What you will do
Copy exactly, and only, the lines starting at the line with "Write a component" and ending at the line with "const [name, setName] = useState('');". Leave every picture out of the copy.

start Input rows

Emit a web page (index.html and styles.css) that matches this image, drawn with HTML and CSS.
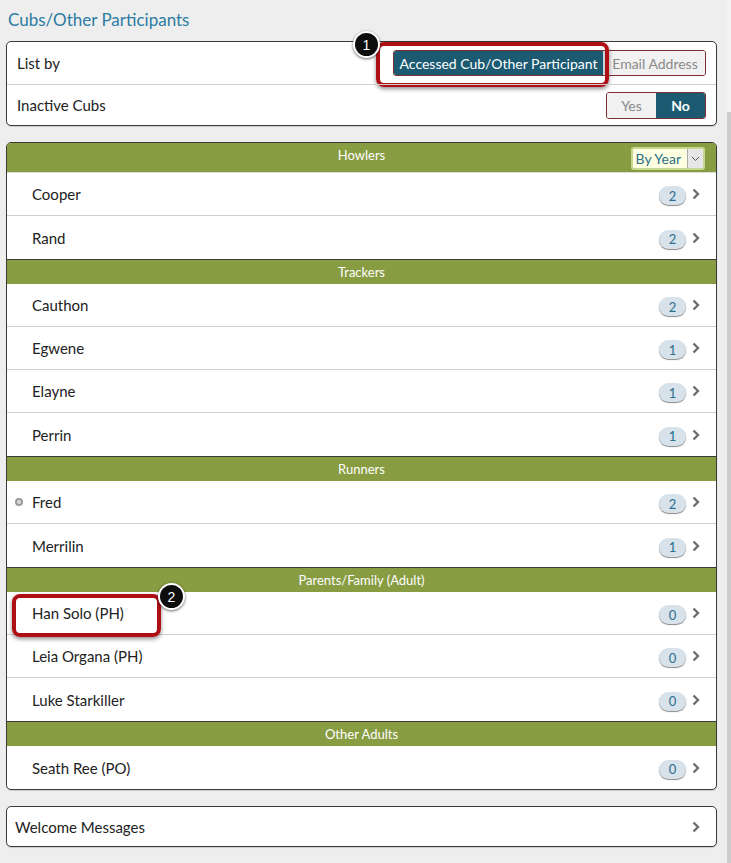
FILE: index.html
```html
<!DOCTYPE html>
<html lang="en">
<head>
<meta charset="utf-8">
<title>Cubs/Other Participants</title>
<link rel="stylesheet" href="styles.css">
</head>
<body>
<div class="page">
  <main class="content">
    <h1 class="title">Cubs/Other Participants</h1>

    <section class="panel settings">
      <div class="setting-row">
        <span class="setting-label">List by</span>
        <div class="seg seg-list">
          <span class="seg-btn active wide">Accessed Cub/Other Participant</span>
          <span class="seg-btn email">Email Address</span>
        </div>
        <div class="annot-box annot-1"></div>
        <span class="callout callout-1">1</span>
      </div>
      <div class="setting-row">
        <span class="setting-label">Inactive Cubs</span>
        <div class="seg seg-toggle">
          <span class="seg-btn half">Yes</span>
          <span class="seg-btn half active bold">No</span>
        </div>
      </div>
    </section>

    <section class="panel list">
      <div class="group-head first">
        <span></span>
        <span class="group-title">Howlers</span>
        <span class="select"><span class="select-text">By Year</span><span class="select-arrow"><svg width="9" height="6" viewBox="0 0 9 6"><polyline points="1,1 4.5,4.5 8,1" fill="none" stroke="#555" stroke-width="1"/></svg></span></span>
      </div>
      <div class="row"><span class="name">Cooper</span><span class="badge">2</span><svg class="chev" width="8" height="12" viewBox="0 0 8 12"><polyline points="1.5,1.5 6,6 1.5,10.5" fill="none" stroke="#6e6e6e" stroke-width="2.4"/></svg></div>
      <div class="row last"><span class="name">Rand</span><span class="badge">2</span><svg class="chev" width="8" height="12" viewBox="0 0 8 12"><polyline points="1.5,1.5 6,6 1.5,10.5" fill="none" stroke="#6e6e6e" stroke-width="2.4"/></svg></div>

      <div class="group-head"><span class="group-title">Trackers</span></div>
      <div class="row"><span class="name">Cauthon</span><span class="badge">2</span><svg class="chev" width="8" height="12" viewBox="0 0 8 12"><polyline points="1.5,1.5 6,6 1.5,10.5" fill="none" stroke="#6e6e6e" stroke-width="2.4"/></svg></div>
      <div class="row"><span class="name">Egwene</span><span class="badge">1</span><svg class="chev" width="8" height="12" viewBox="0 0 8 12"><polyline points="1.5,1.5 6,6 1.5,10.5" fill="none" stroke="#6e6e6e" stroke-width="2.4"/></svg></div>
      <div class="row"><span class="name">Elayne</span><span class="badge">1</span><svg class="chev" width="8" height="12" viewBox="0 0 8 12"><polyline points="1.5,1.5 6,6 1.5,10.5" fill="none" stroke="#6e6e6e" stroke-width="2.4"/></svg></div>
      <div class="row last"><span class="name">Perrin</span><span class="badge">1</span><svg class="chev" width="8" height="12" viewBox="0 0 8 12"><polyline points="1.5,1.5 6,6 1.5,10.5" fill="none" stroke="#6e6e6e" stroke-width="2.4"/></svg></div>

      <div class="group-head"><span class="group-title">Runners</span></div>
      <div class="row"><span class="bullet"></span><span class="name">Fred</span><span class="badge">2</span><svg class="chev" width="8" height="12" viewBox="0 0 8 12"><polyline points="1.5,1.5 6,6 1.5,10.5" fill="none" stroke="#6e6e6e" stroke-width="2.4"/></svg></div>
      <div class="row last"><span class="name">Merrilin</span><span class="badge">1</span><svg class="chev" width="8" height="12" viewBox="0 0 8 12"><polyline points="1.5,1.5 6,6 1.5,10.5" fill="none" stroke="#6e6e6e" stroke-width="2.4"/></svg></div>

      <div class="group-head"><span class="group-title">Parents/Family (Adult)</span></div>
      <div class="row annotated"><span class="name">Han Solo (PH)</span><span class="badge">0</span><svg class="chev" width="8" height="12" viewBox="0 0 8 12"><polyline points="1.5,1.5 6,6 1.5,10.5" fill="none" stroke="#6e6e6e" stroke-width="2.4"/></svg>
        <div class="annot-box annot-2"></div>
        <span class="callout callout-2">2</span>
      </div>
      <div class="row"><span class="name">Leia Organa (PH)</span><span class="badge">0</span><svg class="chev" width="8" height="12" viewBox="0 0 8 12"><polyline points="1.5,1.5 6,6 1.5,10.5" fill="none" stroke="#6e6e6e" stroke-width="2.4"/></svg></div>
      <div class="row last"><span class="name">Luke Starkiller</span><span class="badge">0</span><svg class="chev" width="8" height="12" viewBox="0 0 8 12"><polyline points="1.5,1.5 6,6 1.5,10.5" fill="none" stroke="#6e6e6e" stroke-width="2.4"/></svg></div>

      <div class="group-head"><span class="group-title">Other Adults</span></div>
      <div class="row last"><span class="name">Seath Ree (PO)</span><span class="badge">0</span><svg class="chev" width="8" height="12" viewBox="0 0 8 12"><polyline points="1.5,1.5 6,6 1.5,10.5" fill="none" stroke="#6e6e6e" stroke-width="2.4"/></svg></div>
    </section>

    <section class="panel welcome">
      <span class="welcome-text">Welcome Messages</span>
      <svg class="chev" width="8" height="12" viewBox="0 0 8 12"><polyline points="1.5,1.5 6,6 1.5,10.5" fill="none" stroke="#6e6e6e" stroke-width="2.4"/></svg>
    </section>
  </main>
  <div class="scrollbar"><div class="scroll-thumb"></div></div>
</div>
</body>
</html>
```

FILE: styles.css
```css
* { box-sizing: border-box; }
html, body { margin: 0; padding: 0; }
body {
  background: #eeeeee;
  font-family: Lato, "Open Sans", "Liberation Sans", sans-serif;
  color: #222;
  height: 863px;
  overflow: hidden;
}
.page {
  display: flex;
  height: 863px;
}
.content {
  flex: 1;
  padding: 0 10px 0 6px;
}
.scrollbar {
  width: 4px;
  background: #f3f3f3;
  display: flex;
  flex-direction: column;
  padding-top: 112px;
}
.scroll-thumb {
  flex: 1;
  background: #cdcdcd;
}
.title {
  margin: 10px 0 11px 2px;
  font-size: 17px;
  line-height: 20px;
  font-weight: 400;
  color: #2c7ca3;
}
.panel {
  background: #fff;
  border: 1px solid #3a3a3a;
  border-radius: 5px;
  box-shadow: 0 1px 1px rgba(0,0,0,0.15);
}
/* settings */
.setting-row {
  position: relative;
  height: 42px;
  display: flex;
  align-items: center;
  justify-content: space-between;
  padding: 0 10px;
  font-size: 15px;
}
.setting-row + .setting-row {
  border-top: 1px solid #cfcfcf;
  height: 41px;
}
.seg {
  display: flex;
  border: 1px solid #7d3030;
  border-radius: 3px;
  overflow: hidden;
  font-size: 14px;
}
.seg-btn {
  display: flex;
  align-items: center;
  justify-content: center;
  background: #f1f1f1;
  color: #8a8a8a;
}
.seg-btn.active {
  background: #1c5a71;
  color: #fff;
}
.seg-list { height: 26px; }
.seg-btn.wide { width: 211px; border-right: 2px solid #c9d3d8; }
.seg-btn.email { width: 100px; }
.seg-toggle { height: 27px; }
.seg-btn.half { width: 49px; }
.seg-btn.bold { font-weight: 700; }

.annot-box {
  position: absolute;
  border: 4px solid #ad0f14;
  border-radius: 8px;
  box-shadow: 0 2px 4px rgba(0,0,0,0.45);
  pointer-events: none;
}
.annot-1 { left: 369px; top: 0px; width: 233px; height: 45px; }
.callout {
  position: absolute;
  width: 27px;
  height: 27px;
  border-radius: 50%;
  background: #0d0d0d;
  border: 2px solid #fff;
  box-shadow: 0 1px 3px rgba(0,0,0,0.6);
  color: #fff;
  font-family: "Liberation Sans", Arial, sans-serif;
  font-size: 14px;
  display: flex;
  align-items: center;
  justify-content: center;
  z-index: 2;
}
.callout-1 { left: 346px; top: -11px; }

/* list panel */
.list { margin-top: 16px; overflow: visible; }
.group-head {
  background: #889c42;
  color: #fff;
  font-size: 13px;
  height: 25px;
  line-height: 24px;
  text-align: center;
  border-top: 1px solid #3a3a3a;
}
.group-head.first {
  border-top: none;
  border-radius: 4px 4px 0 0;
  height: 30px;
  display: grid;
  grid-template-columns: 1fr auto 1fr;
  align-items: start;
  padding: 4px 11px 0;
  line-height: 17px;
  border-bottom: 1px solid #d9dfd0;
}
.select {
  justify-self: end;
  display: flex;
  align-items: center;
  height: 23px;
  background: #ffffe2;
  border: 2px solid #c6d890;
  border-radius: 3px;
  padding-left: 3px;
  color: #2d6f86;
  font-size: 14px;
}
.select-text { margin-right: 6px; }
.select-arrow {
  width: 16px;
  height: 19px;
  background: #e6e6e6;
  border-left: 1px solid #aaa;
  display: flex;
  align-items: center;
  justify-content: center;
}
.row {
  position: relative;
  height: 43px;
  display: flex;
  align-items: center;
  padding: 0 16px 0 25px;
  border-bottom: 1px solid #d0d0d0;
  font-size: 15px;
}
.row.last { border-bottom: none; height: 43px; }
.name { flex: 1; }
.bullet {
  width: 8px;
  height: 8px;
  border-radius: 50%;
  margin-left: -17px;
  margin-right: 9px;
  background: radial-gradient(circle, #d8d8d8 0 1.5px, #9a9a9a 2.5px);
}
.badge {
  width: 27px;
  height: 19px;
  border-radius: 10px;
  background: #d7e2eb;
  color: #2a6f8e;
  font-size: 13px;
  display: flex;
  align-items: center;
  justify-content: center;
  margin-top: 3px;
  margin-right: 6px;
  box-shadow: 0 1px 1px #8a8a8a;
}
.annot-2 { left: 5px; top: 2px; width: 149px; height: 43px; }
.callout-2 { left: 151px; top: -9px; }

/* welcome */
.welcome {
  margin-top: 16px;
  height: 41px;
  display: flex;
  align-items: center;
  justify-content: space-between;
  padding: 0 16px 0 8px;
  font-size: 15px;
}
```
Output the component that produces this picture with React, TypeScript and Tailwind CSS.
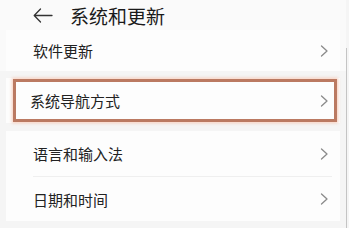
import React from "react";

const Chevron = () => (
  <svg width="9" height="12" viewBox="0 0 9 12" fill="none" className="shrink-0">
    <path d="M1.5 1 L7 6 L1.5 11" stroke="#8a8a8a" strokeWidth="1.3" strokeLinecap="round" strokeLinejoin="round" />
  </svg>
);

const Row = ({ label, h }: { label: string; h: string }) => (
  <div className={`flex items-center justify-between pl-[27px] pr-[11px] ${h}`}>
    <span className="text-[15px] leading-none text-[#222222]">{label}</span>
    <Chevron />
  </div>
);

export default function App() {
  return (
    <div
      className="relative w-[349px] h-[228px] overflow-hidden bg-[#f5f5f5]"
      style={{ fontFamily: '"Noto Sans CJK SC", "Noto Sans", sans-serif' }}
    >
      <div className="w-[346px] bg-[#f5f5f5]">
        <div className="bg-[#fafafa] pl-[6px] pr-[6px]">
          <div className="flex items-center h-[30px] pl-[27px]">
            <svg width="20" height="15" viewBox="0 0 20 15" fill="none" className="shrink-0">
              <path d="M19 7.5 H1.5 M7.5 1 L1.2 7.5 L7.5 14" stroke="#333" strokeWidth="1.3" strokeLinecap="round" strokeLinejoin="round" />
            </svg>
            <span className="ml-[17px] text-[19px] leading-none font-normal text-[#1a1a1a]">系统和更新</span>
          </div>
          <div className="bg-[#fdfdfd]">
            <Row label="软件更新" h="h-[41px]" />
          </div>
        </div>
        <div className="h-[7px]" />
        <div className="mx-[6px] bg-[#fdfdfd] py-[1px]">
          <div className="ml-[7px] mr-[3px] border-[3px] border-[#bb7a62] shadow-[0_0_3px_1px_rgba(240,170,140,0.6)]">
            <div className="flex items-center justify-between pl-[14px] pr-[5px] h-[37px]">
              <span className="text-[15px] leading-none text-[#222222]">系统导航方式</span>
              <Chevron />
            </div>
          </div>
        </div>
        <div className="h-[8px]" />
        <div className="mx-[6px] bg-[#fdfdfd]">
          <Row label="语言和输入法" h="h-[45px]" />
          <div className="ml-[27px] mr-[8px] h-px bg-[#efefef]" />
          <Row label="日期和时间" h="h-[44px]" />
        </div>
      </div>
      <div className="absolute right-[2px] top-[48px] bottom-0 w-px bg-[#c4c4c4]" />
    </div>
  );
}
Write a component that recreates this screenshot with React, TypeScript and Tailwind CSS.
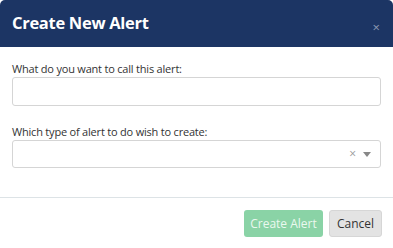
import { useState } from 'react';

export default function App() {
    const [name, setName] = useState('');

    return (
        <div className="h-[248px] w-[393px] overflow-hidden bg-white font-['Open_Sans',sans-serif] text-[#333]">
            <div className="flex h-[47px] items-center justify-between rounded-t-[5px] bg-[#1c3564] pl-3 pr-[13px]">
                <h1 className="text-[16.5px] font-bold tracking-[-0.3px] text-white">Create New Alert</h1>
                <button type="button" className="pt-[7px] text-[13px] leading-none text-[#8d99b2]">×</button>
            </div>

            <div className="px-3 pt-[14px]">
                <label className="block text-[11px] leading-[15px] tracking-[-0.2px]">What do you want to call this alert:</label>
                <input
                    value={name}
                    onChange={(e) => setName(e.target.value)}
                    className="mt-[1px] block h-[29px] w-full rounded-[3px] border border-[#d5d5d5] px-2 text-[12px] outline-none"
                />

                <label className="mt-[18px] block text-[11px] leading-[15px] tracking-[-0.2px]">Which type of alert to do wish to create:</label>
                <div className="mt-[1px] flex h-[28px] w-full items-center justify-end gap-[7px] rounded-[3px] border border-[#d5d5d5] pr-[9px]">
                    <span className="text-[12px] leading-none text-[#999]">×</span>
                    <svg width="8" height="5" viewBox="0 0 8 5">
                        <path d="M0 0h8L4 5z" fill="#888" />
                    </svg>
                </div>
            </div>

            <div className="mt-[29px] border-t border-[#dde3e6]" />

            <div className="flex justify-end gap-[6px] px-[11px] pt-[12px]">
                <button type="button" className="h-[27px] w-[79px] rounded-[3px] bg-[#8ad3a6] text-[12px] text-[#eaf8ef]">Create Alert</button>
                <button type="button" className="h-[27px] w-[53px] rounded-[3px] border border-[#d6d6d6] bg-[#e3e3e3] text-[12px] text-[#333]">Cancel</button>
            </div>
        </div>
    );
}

end Input rows

Response below
Write a component that recreates this screenshot with React, TypeScript and Tailwind CSS.
import { useState } from 'react';

export default function App() {
    const [name, setName] = useState('');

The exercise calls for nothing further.